Ensemble diversity of the 16 principles matters more than the number of principles. The paper finds that the number of constitutions does not significantly affect harmlessness PM score — but using a single principle for all labels produces worse behavior than randomly sampling across 16.
Practical Takeaways for ML Builders
If you are building a fine-tuned model with safety requirements:
The SL-CAI critique-revise loop can run entirely offline with a capable base model and a small set of written principles. You do not need a human labeling pipeline to start. Write principles, generate red-team prompts, run the critique-revise loop, collect fine-tuning data. This is much cheaper than standing up a labeling operation.
If you have an existing RLHF pipeline, RLAIF can supplement or replace the human harmlessness labels. You still need human labels for helpfulness — the paper kept human helpfulness labels throughout. The gain is eliminating human labels specifically for harm evaluation, which is the most difficult and damaging part of the labeling job.
CAI connects directly to InstructGPT, which established that RLHF works at scale. CAI is what you do when RLHF’s human feedback bottleneck becomes the limiting factor. It also connects to DPO, which solves a different problem (eliminating the RL step entirely by treating the policy as implicitly encoding a reward model). CAI and DPO are complementary: CAI changes where the preference labels come from; DPO changes how you use them.

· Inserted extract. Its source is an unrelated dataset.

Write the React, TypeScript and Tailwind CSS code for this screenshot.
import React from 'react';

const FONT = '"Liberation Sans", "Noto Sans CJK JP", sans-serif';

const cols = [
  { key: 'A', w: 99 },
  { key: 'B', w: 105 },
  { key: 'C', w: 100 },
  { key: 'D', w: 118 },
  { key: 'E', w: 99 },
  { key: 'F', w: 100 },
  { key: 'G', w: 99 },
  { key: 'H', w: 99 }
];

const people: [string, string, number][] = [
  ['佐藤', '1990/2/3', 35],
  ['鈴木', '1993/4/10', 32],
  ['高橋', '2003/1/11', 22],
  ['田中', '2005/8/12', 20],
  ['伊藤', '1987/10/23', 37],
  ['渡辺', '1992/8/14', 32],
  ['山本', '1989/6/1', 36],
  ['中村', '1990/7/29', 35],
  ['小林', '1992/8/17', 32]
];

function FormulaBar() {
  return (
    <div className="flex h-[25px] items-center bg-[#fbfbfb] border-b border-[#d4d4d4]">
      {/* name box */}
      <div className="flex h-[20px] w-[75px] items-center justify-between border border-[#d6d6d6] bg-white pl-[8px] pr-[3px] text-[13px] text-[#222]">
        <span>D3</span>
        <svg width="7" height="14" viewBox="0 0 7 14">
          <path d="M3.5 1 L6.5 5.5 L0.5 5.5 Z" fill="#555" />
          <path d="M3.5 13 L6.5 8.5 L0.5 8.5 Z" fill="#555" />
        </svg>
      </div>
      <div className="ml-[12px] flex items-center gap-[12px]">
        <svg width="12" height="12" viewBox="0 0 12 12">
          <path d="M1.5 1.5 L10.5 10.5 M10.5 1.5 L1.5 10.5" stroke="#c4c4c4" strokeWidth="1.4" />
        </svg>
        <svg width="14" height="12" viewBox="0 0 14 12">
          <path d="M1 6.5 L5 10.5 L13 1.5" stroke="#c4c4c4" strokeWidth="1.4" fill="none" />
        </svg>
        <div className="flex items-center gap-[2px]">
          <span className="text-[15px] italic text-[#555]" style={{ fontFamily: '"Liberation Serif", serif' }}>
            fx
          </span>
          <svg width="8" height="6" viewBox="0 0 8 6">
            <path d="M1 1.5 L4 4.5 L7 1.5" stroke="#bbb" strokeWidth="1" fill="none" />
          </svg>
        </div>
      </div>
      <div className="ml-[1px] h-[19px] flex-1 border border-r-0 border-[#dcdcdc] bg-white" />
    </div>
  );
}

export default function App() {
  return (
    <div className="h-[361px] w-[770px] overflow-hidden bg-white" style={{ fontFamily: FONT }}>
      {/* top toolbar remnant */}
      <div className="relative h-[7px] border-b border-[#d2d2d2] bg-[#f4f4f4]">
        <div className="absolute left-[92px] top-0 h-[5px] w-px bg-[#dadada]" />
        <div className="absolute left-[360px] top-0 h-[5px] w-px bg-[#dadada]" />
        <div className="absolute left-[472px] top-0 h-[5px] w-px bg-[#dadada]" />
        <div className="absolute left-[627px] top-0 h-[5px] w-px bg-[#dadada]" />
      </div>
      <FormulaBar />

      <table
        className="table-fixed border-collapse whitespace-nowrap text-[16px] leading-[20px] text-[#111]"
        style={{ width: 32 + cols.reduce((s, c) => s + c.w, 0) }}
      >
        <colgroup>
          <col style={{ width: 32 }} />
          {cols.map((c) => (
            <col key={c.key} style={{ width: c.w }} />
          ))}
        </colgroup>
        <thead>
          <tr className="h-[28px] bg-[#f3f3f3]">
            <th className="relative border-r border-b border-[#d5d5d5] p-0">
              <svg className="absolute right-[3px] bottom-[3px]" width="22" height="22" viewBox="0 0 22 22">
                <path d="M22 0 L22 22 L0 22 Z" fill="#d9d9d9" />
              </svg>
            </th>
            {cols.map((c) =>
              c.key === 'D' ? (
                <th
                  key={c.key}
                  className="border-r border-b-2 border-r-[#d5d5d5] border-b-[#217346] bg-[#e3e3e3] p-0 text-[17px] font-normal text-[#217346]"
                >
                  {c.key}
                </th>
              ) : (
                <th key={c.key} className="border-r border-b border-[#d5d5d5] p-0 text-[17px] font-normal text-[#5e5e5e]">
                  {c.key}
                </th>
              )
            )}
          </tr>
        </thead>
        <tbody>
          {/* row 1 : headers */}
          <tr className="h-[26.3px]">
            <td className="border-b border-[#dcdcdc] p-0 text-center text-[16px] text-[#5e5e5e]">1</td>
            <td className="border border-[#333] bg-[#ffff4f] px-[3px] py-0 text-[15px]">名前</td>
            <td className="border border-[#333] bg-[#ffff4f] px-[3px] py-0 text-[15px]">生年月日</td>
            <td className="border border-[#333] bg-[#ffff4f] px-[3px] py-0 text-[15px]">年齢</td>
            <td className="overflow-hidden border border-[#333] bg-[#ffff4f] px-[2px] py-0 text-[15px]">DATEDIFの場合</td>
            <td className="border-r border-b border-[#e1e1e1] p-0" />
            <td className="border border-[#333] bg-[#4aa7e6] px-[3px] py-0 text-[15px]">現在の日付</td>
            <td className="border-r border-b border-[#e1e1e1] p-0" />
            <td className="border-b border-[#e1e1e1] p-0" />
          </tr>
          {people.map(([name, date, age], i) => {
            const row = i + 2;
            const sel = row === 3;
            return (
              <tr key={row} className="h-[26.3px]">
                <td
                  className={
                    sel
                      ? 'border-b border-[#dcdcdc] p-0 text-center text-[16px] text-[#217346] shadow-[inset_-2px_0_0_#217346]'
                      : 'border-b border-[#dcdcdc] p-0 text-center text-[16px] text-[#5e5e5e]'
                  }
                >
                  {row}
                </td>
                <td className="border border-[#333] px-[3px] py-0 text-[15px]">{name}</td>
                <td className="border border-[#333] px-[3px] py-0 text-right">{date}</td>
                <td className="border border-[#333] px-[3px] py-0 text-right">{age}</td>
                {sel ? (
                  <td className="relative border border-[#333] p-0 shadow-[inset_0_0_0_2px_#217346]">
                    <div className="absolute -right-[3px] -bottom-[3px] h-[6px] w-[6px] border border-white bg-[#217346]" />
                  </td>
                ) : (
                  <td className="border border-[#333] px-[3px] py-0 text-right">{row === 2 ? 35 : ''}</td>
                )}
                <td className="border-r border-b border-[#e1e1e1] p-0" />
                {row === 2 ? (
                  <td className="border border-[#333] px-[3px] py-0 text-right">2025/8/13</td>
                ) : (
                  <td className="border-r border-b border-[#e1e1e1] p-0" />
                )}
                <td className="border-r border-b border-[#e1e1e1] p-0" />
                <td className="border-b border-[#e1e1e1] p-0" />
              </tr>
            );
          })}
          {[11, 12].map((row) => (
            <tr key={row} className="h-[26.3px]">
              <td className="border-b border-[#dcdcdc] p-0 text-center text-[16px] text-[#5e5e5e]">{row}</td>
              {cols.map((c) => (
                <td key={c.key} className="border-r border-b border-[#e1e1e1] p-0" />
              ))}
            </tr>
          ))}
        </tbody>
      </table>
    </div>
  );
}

One-liner: write down what you want, teach the model to critique itself against it, and the AI provides the scale you cannot get from humans.
Connections
- RLHF — the baseline method CAI improves on; CAI keeps the RL structure but replaces human harm labels with AI-generated ones
- alignment — the broader problem CAI addresses; explicit principles make the alignment objective transparent
- Constitutional AI — the method introduced in this paper
- AI feedback — the core technical contribution; using the model itself as an evaluator
- self-critique — the mechanism in Phase 1; model generates its own training signal via critique and revision
- harmlessness — the specific alignment property targeted here
- InstructGPT — the RLHF foundation CAI builds on
- DPO — orthogonal approach that eliminates the RL step; can be combined with RLAIF-style labels
Citation
https://arxiv.org/abs/2212.08073
Bai, Y., Kadavath, S., Kundu, S., Askell, A., Kernion, J., Jones, A., Chen, A., Goldie, A., Mirhoseini, A., McKinnon, C., Chen, C., Olsson, C., Olah, C., Hernandez, D., Drain, D., Ganguli, D., Li, D., Tran-Johnson, E., Perez, E., … Kaplan, J. (2022). Constitutional AI: Harmlessness from AI Feedback. Anthropic. arXiv:2212.08073.